── EXTRACTED MATERIAL ──
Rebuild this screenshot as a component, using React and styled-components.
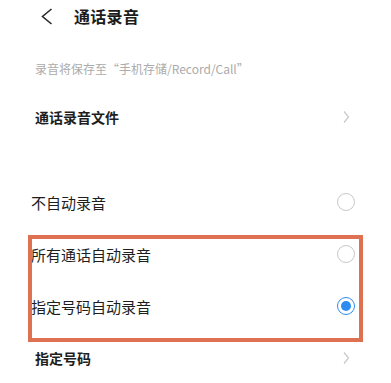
import React from "react";
import styled, { createGlobalStyle } from "styled-components";

const GlobalStyle = createGlobalStyle`
  body {
    margin: 0;
    background: #ffffff;
    font-family: "Noto Sans CJK SC", "Noto Sans", sans-serif;
  }
`;

const Page = styled.div`
  width: 391px;
  height: 383px;
  overflow: hidden;
  background: #ffffff;
`;

const Header = styled.div`
  display: flex;
  align-items: center;
  height: 32px;
  padding-left: 41px;
  gap: 21px;
`;

const Title = styled.h1`
  margin: 0;
  font-size: 16px;
  font-weight: 700;
  color: #1c1c1c;
  letter-spacing: 0.3px;
`;

const Caption = styled.p`
  margin: 0;
  padding: 29px 33px 14px 35px;
  font-size: 12px;
  line-height: 16px;
  color: #ababab;
`;

const Row = styled.div`
  display: flex;
  align-items: center;
  justify-content: space-between;
  height: 52px;
  padding: 0 36px 0 ${(p) => (p.$bold ? 35 : 31)}px;
`;

const Label = styled.span`
  font-size: ${(p) => (p.$bold ? 14 : 15)}px;
  font-weight: ${(p) => (p.$bold ? 600 : 400)};
  color: #1e1e1e;
`;

const Slot = styled.span`
  display: flex;
  align-items: center;
  justify-content: center;
  width: 18px;
  height: 18px;
`;

const Radio = styled.span`
  box-sizing: border-box;
  display: flex;
  align-items: center;
  justify-content: center;
  width: 18px;
  height: 18px;
  border-radius: 50%;
  border: ${(p) => (p.$on ? "1.6px solid #2d8cf0" : "1.2px solid #c9c9c9")};
  &::after {
    content: "";
    display: ${(p) => (p.$on ? "block" : "none")};
    width: 10px;
    height: 10px;
    border-radius: 50%;
    background: #2d8cf0;
  }
`;

const Spacer = styled.div`
  height: 33px;
`;

const Group = styled.div`
  position: relative;
`;

const Highlight = styled.div`
  position: absolute;
  box-sizing: border-box;
  left: 28px;
  top: 7px;
  width: 335px;
  height: 107px;
  border: 4px solid #df7153;
  pointer-events: none;
`;

function Chevron() {
  return (
    <Slot>
      <svg width="8" height="14" viewBox="0 0 8 14">
        <polyline points="2,1.5 6.5,7 2,12.5" fill="none" stroke="#c8c8c8" strokeWidth="1.2" />
      </svg>
    </Slot>
  );
}

function BackIcon() {
  return (
    <svg width="12" height="17" viewBox="0 0 12 17">
      <polyline points="10.5,1 1.5,8.5 10.5,16" fill="none" stroke="#2a2a2a" strokeWidth="1.6" />
    </svg>
  );
}

export default function App() {
  return (
    <Page>
      <GlobalStyle />
      <Header>
        <BackIcon />
        <Title>通话录音</Title>
      </Header>
      <Caption>录音将保存至“手机存储/Record/Call”</Caption>
      <Row $bold>
        <Label $bold>通话录音文件</Label>
        <Chevron />
      </Row>
      <Spacer />
      <Row>
        <Label>不自动录音</Label>
        <Slot><Radio /></Slot>
      </Row>
      <Group>
        <Row>
          <Label>所有通话自动录音</Label>
          <Slot><Radio /></Slot>
        </Row>
        <Row>
          <Label>指定号码自动录音</Label>
          <Slot><Radio $on /></Slot>
        </Row>
        <Highlight />
      </Group>
      <Row $bold>
        <Label $bold>指定号码</Label>
        <Chevron />
      </Row>
    </Page>
  );
}
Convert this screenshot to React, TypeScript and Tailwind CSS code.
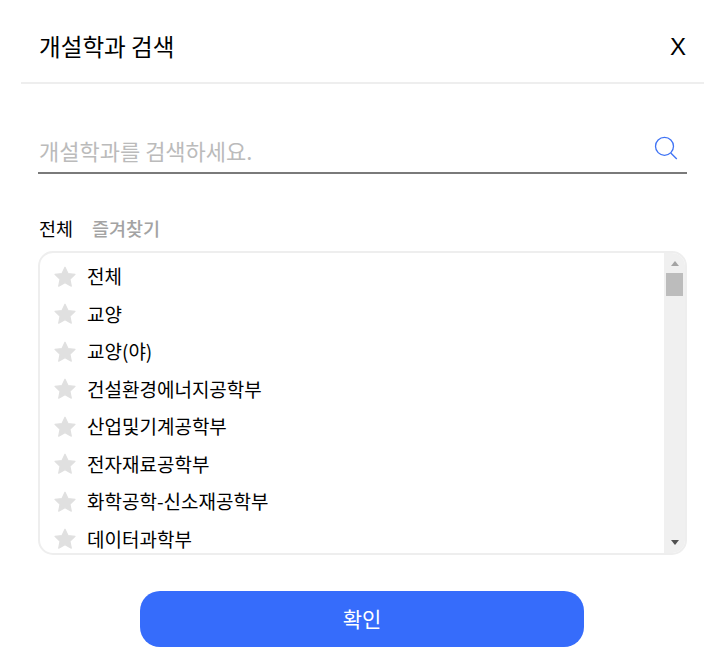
import React from 'react';

const departments = [
  '전체',
  '교양',
  '교양(야)',
  '건설환경에너지공학부',
  '산업및기계공학부',
  '전자재료공학부',
  '화학공학-신소재공학부',
  '데이터과학부',
];

const StarIcon = () => (
  <svg width="22" height="21" viewBox="0 0 22 21" className="shrink-0">
    <path
      d="M11 1.2l3 6.4 7 .8-5.1 4.8 1.4 6.9L11 16.8l-6.3 3.3 1.4-6.9L1 8.4l7-.8z"
      fill="#e0e0e0"
      stroke="#e0e0e0"
      strokeWidth="1.2"
      strokeLinejoin="round"
    />
  </svg>
);

const SearchIcon = () => (
  <svg width="24" height="24" viewBox="0 0 24 24" fill="none" stroke="#3f73f5" strokeWidth="1.3">
    <circle cx="10.5" cy="10.3" r="9" />
    <path d="M16.8 17l6 6" />
  </svg>
);

export default function App() {
  return (
    <div
      className="w-[726px] h-[662px] bg-white overflow-hidden text-black"
      style={{ fontFamily: '"Noto Sans CJK KR", "Noto Sans", sans-serif' }}
    >
      <div className="ml-[21px] mr-[22px] h-[84px] pl-[18px] pr-[18px] border-b-2 border-[#eeeeee] flex items-center justify-between">
        <h1 className="text-[23.6px] leading-[30px] mt-[10px] font-normal">개설학과 검색</h1>
        <button
          className="text-[24px] leading-[30px] mt-[12px]"
          style={{ fontFamily: '"Liberation Sans", sans-serif' }}
        >
          X
        </button>
      </div>

      <div className="ml-[38px] mr-[39px] mt-[50px] h-[40px] border-b-2 border-[#7a7a7a] flex items-center justify-between">
        <span className="text-[22px] leading-[30px] -mt-[6px] ml-px text-[#bbbbbb]">
          개설학과를 검색하세요.
        </span>
        <span className="-mt-[10px] mr-[9px]">
          <SearchIcon />
        </span>
      </div>

      <div className="ml-[39px] mr-[38px] mt-[42px] flex gap-[19px] text-[18.5px] leading-[24px] font-normal">
        <span>전체</span>
        <span className="text-[#a3a3a3] font-medium">즐겨찾기</span>
      </div>

      <div className="ml-[38px] mr-[39px] mt-[11px] h-[304px] border-2 border-[#eeeeee] rounded-[15px] flex overflow-hidden">
        <ul className="flex-1 overflow-hidden pl-[14px] pt-[4.5px]">
          {departments.map((name) => (
            <li key={name} className="h-[37.5px] flex items-center gap-[11px] text-[19px]">
              <StarIcon />
              <span>{name}</span>
            </li>
          ))}
        </ul>
        <div className="w-[21px] bg-[#f0f0f0] flex flex-col items-center">
          <div className="mt-[8px] w-0 h-0 border-x-[4px] border-x-transparent border-b-[5px] border-b-[#a3a3a3]" />
          <div className="mt-[7px] w-[17px] h-[23px] bg-[#bcbcbc]" />
          <div className="mt-auto mb-[8px] w-0 h-0 border-x-[4px] border-x-transparent border-t-[5px] border-t-[#505050]" />
        </div>
      </div>

      <button className="block ml-[140px] mt-[36px] w-[444px] h-[56px] rounded-[20px] bg-[#366cfb] text-white text-[21px]">
        확인
      </button>
    </div>
  );
}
───
• **WHAT THE TASK REQUIRES**: Search the entries for the word "this" and gather every line where it appears.

• **EXERCISE RESPONSE**:
Rebuild this screenshot as a component, using React and styled-components.
Convert this screenshot to React, TypeScript and Tailwind CSS code.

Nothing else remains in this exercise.